> **Stated exercise**:
Copy all lines below exactly as written. Leave pictures out.

> **Stored data**:
####

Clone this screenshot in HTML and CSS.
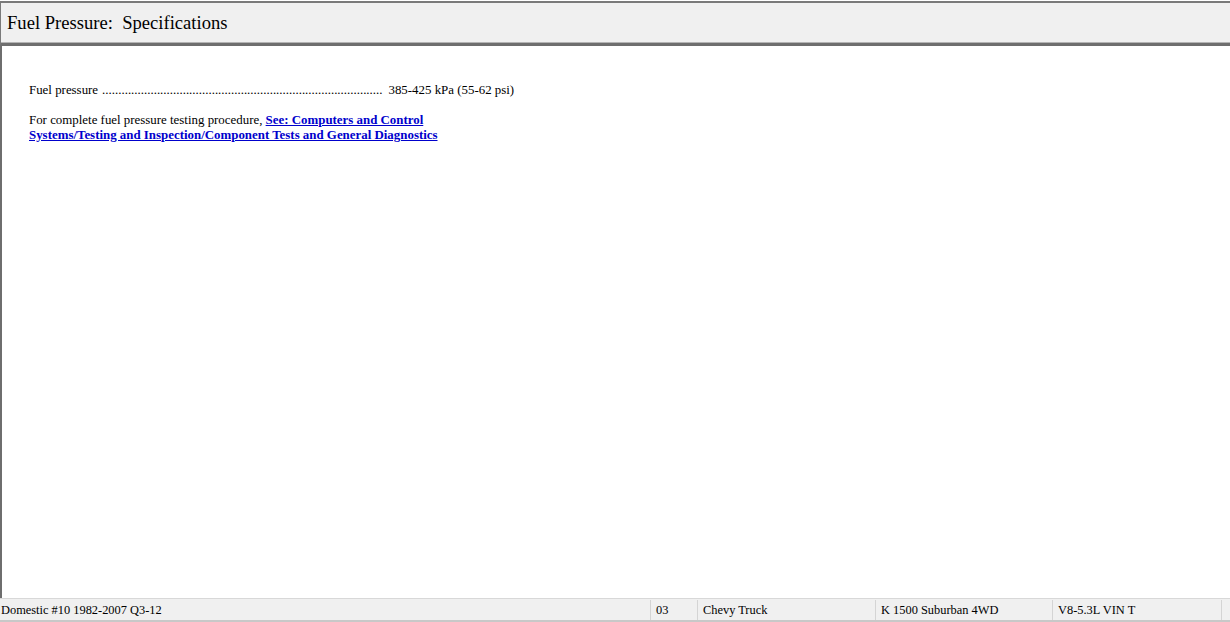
FILE: index.html
```html
<!DOCTYPE html>
<html lang="en">
<head>
  <meta charset="UTF-8" />
  <title>Fuel Pressure: Specifications</title>
  <link rel="stylesheet" href="styles.css">
</head>
<body>
  <div class="window">
    <div class="title-bar">Fuel Pressure:&nbsp; Specifications</div>

    <div class="content">
      <div class="spec-row">
        <span class="spec-name">Fuel pressure</span>
        <span class="leader">.......................................................................................</span>
        <span class="spec-value">385-425 kPa (55-62 psi)</span>
      </div>
      <p class="note">
        For complete fuel pressure testing procedure, <a href="#" class="ref-link">See: Computers and Control<br>Systems/Testing and Inspection/Component Tests and General Diagnostics</a>
      </p>
    </div>

    <div class="status-bar">
      <div class="cell cell-db">Domestic #10 1982-2007 Q3-12</div>
      <div class="cell cell-year">03</div>
      <div class="cell cell-make">Chevy Truck</div>
      <div class="cell cell-model">K 1500 Suburban 4WD</div>
      <div class="cell cell-engine">V8-5.3L VIN T</div>
      <div class="cell cell-end"></div>
    </div>
  </div>
</body>
</html>
```

FILE: styles.css
```css
* {
  box-sizing: border-box;
}

body {
  margin: 0;
  padding: 0;
  background: #ffffff;
  font-family: "Liberation Serif", "Times New Roman", serif;
  color: #000;
}

.window {
  width: 1230px;
  height: 622px;
  display: flex;
  flex-direction: column;
  padding-top: 1px;
}

.title-bar {
  height: 45px;
  background: #f0f0f0;
  border-top: 2px solid #7a7a7a;
  border-left: 1px solid #7a7a7a;
  border-bottom: 3px solid #6e6e6e;
  box-shadow: inset 0 -1px 0 #b4b4b4;
  padding-left: 6px;
  font-size: 18.6px;
  display: flex;
  align-items: center;
}

.content {
  flex: 1;
  border-left: 2px solid #6e6e6e;
  padding: 37px 27px;
  font-size: 12.9px;
}

.spec-row {
  display: flex;
  white-space: nowrap;
  line-height: 15px;
}

.leader {
  margin-left: 4px;
  margin-right: 6px;
}

.note {
  margin: 15px 0 0;
  line-height: 15px;
}

.ref-link {
  color: #0000cc;
  font-weight: bold;
  text-decoration: underline;
}

.status-bar {
  height: 24px;
  background: #f0f0f0;
  border-top: 1px solid #d8d8d8;
  border-bottom: 2px solid #c8c8c8;
  display: flex;
  font-size: 12.4px;
  padding-top: 1px;
}

.cell {
  padding-left: 1px;
  display: flex;
  align-items: center;
  white-space: nowrap;
  border-right: 1px solid #d4d4d4;
}

.cell-db { width: 651px; }
.cell-year { width: 47px; padding-left: 5px; }
.cell-make { width: 178px; padding-left: 5px; }
.cell-model { width: 177px; padding-left: 5px; }
.cell-engine { width: 169px; padding-left: 5px; }
.cell-end { flex: 1; border-right: none; }
```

####

> **Result of this exercise**:
Clone this screenshot in HTML and CSS.
FILE: index.html
```html
<!DOCTYPE html>
<html lang="en">
<head>
  <meta charset="UTF-8" />
  <title>Fuel Pressure: Specifications</title>
  <link rel="stylesheet" href="styles.css">
</head>
<body>
  <div class="window">
    <div class="title-bar">Fuel Pressure:&nbsp; Specifications</div>

    <div class="content">
      <div class="spec-row">
        <span class="spec-name">Fuel pressure</span>
        <span class="leader">.......................................................................................</span>
        <span class="spec-value">385-425 kPa (55-62 psi)</span>
      </div>
      <p class="note">
        For complete fuel pressure testing procedure, <a href="#" class="ref-link">See: Computers and Control<br>Systems/Testing and Inspection/Component Tests and General Diagnostics</a>
      </p>
    </div>

    <div class="status-bar">
      <div class="cell cell-db">Domestic #10 1982-2007 Q3-12</div>
      <div class="cell cell-year">03</div>
      <div class="cell cell-make">Chevy Truck</div>
      <div class="cell cell-model">K 1500 Suburban 4WD</div>
      <div class="cell cell-engine">V8-5.3L VIN T</div>
      <div class="cell cell-end"></div>
    </div>
  </div>
</body>
</html>
```

FILE: styles.css
```css
* {
  box-sizing: border-box;
}

body {
  margin: 0;
  padding: 0;
  background: #ffffff;
  font-family: "Liberation Serif", "Times New Roman", serif;
  color: #000;
}

.window {
  width: 1230px;
  height: 622px;
  display: flex;
  flex-direction: column;
  padding-top: 1px;
}

.title-bar {
  height: 45px;
  background: #f0f0f0;
  border-top: 2px solid #7a7a7a;
  border-left: 1px solid #7a7a7a;
  border-bottom: 3px solid #6e6e6e;
  box-shadow: inset 0 -1px 0 #b4b4b4;
  padding-left: 6px;
  font-size: 18.6px;
  display: flex;
  align-items: center;
}

.content {
  flex: 1;
  border-left: 2px solid #6e6e6e;
  padding: 37px 27px;
  font-size: 12.9px;
}

.spec-row {
  display: flex;
  white-space: nowrap;
  line-height: 15px;
}

.leader {
  margin-left: 4px;
  margin-right: 6px;
}

.note {
  margin: 15px 0 0;
  line-height: 15px;
}

.ref-link {
  color: #0000cc;
  font-weight: bold;
  text-decoration: underline;
}

.status-bar {
  height: 24px;
  background: #f0f0f0;
  border-top: 1px solid #d8d8d8;
  border-bottom: 2px solid #c8c8c8;
  display: flex;
  font-size: 12.4px;
  padding-top: 1px;
}

.cell {
  padding-left: 1px;
  display: flex;
  align-items: center;
  white-space: nowrap;
  border-right: 1px solid #d4d4d4;
}

.cell-db { width: 651px; }
.cell-year { width: 47px; padding-left: 5px; }
.cell-make { width: 178px; padding-left: 5px; }
.cell-model { width: 177px; padding-left: 5px; }
.cell-engine { width: 169px; padding-left: 5px; }
.cell-end { flex: 1; border-right: none; }
```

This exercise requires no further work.